If we're looking for resilience, flexibility and innovation, the nuclear industry is not a good place to start.
With regards to biotechnology, resilience, flexibility and innovation are definitely possible, at least in the years to come. Brand argues that genetic engineering has the potential to be a major tool for dealing with global warming's effects, and he's not the only one making claims of the sort. There's no consensus Bright Green position on environmental biotech, but there are plenty of voices calling for the responsible use of biotech (and nanotech) as a way of combatting climate and ecosystem disruption; moreover, most people arguing for holding off on bioengineering do so out of concern that we still have more to learn before we can undertake such solutions responsibly, not out of a flat opposition to the technology.
Stewart asks, "where are the green biotech hackers?" Rob Carlson -- one of the original open-source bio thinkers, now a leading expert in synthetic biology -- has an answer: they're here, but they're still working under the radar.

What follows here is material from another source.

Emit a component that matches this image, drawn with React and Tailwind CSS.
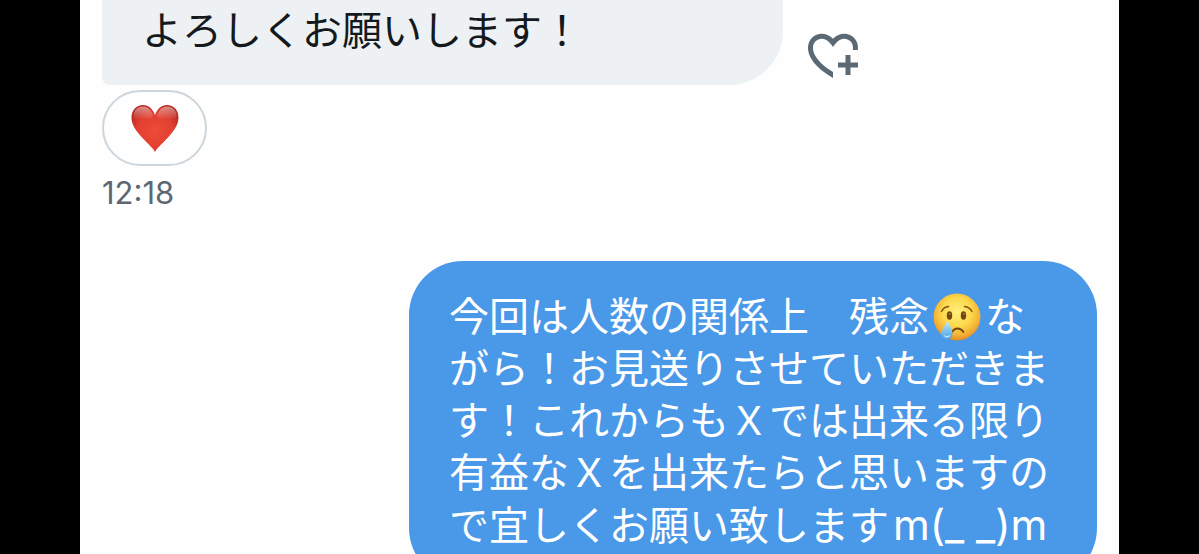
import React from "react";

const HeartPlusIcon = () => (
  <svg viewBox="0 0 24 24" className="w-15 h-15" fill="currentColor" aria-hidden="true">
    <path d="M17 12v3h-2.998v2h3v3h2v-3h3v-2h-3.001v-3H17zm-5 6.839c-3.871-2.34-6.053-4.639-7.127-6.609-1.112-2.04-1.031-3.7-.479-4.82.561-1.13 1.667-1.84 2.91-1.91 1.222-.06 2.68.51 3.892 2.16l.806 1.09.805-1.09c1.211-1.65 2.668-2.22 3.89-2.16 1.242.07 2.347.78 2.908 1.91.334.677.49 1.554.321 2.59h2.011c.153-1.283-.039-2.469-.539-3.48-.887-1.79-2.647-2.91-4.601-3.01-1.65-.09-3.367.56-4.796 2.01-1.43-1.45-3.147-2.1-4.798-2.01-1.954.1-3.714 1.22-4.601 3.01-.896 1.81-.846 4.17.514 6.67 1.353 2.48 4.003 5.12 8.382 7.67l.502.299v-2.32z" />
  </svg>
);

const RedHeart = () => (
  <svg viewBox="0 0 48 48" className="w-12 h-12" role="img" aria-label="ハート">
    <defs>
      <radialGradient id="heartFill" cx="24" cy="27" r="27" gradientUnits="userSpaceOnUse">
        <stop offset="0" stopColor="#ec4c38" />
        <stop offset="0.65" stopColor="#e23f30" />
        <stop offset="1" stopColor="#b92b24" />
      </radialGradient>
      <linearGradient id="heartShine" x1="0" y1="2" x2="0" y2="17" gradientUnits="userSpaceOnUse">
        <stop offset="0" stopColor="#fff" stopOpacity="0.5" />
        <stop offset="0.9" stopColor="#fff" stopOpacity="0" />
      </linearGradient>
    </defs>
    <path
      d="M24 48C22.500 44.500 17.500 40.500 11.500 34C4.500 26.500 .5 20.500 .5 13.500C.5 6 5.500 1 12 1C17.500 1 21.500 4.500 24 11C26.500 4.500 30.500 1 36 1C42.500 1 47.500 6 47.500 13.500C47.500 20.500 43.500 26.500 36.500 34C30.500 40.500 25.500 44.500 24 48Z"
      fill="url(#heartFill)"
    />
    <path
      d="M12 2.500C6.500 2.500 2.500 6.500 2.500 12C3 18 8 18 12 17C17 16 21 15 22 12C20.500 6 17 2.500 12 2.500Z"
      fill="url(#heartShine)"
    />
    <path
      d="M36 2.500C41.500 2.500 45.500 6.500 45.500 12C45 18 40 18 36 17C31 16 27 15 26 12C27.500 6 31 2.500 36 2.500Z"
      fill="url(#heartShine)"
    />
  </svg>
);

const CryingFace = () => (
  <svg
    viewBox="0 0 48 48"
    className="inline-block align-[-2px] w-12 h-12 mx-1 -my-2"
    role="img"
    aria-label="泣き顔"
  >
    <defs>
      <radialGradient id="faceFill" cx="24" cy="19" r="29" gradientUnits="userSpaceOnUse">
        <stop offset="0" stopColor="#fff080" />
        <stop offset="0.5" stopColor="#fcd84c" />
        <stop offset="0.8" stopColor="#f3b134" />
        <stop offset="1" stopColor="#e08a25" />
      </radialGradient>
      <linearGradient id="tearFill" x1="0" y1="27" x2="0" y2="46" gradientUnits="userSpaceOnUse">
        <stop offset="0" stopColor="#d3effb" />
        <stop offset="0.5" stopColor="#86c8f0" />
        <stop offset="1" stopColor="#4ba3e2" />
      </linearGradient>
    </defs>
    <circle cx="24" cy="24" r="23.5" fill="url(#faceFill)" />
    <ellipse cx="16.5" cy="22.5" rx="2.7" ry="4.2" fill="#754511" />
    <ellipse cx="30.5" cy="22.5" rx="2.7" ry="4.2" fill="#754511" />
    <circle cx="17" cy="20.8" r="0.9" fill="#b58a45" />
    <circle cx="31" cy="20.8" r="0.9" fill="#b58a45" />
    <g fill="none" stroke="#855015" strokeWidth="1.5" strokeLinecap="round">
      <path d="M8.5 18.5C10 15.5 12.5 13.8 15.500 13.5" />
      <path d="M31.5 13.5C34.5 13.8 37.5 15.5 39 18.5" />
    </g>
    <path
      d="M19 39C20.5 36.5 22.5 35.5 24.5 35.5C27 35.5 29 36.8 30.5 39"
      fill="none"
      stroke="#754511"
      strokeWidth="1.8"
      strokeLinecap="round"
    />
    <path
      d="M14.5 27C13 32 8.5 36 8.5 40.5C8.5 44 11 46.500 14 46.500C17 46.500 19.5 44 19.5 40.5C19.5 36 16 32 14.5 27Z"
      fill="url(#tearFill)"
    />
    <path d="M11.5 42.5C12.5 44.2 15.5 44.3 16.8 42.3" fill="none" stroke="#d5effc" strokeWidth="1.2" />
  </svg>
);

const ReceivedMessage = () => (
  <div className="flex flex-col items-start">
    <div className="flex items-end gap-5">
      <p className="w-[681px] rounded-bl-lg rounded-br-[54px] bg-[#edf1f3] px-10 pt-[5px] pb-7 text-[40px] leading-[52px] text-[#14191d]">
        よろしくお願いします！
      </p>
      <button aria-label="リアクションを追加" className="text-[#5b6975] cursor-pointer">
        <HeartPlusIcon />
      </button>
    </div>
    <button className="mt-[5px] flex items-center justify-center w-[105px] h-[76px] rounded-full border-2 border-[#cdd6dc] cursor-pointer">
      <RedHeart />
    </button>
    <time className="mt-[7px] text-[31px] leading-10 text-[#5b6872]">12:18</time>
  </div>
);

const SentMessage = () => (
  <div className="flex justify-end">
    <p className="w-[688px] rounded-[54px] bg-[#4a98e8] px-10 py-[30px] text-[40px] leading-[52px] text-white whitespace-nowrap">
      今回は人数の関係上　残念
      <CryingFace />な
      <br />
      がら！お見送りさせていただきま
      <br />
      す！これからもＸでは出来る限り
      <br />
      有益なＸを出来たらと思いますの
      <br />
      で宜しくお願い致します
      <span className="ml-1 text-[42px]">m(_ _)m</span>
    </p>
  </div>
);

const App = () => {
  return (
    <div className="h-screen overflow-hidden bg-black px-20">
      <main
        lang="ja"
        className="flex flex-col gap-12 min-h-full bg-[#fefefe] px-[22px] font-['Inter','Noto_Sans_CJK_JP',sans-serif]"
      >
        <ReceivedMessage />
        <SentMessage />
      </main>
    </div>
  );
};

export default App;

We're coming, Stewart. It's just that we're still on the slow part of the curves. [...] At the moment, synthesis of a long gene takes about four weeks at a commercial DNA foundry, with a bacterial genome still requiring many months at best, though the longest reported contiguous synthesis job to date is still less than 50 kilobases. And at a buck a base, hacking any kind of interesting new circuit is still expensive. [...] So, Mr. Brand, it will be a few years before green hackers, at least those who aren't support by Vinod Khosla or Kleiner Perkins, really start to have an impact.
Green biotech hacking is still in the punch-card era, and as Stewart himself could tell you, computer hacker culture really didn't take off until you got past punch-cards into time-sharing, where the cost in time and money was low enough that mistakes were something to learn from, not dread.
As for cities, I'm not sure I could find many modern enviros still clinging to the notion that, on the whole, rural life is intrinsically better than urban life. There are plenty of individual examples of terrific rural homes and awful urban homes, of course, but in the aggregate, there's no question that communities in dense, urban settings have a smaller footprint than communities of the same size in suburban and rural settings. And the notion that population size is still at the top of the environmental hit list is seriously out of date; all signs point to a global population peak of below 10 billion, and possibly no more than 8 billion -- of concern to the extent that more people means more consumption, but by no means a panic-inducing Malthusian threat.
The conventional meaning of "heretic" is one who goes against dogma, and the positions that Stewart takes here just don't meet that requirement. There's no doubt that it would be possible to find self-described environmentalists who fit the stereotype that Stewart is responding to, but one of the hallmarks of the modern environmental movement -- and the reason why the "heresy" model is arguably obsolete -- is that, when it comes to solutions, nothing is a priori off the table. All solution options can be considered, but they must be able to stand up to competing ideas. Even if some of us believe that some of the solutions he advocates don't stand up to the competition, we aren't going to try to claim that Stewart Brand somehow isn't an environmentalist. As long as he recognizes that the Earth's geophysical systems are under extraordinary duress, and that business-as-usual is driving us headlong into disaster, he's one of us -- even if the ways we want to avoid that disaster vary.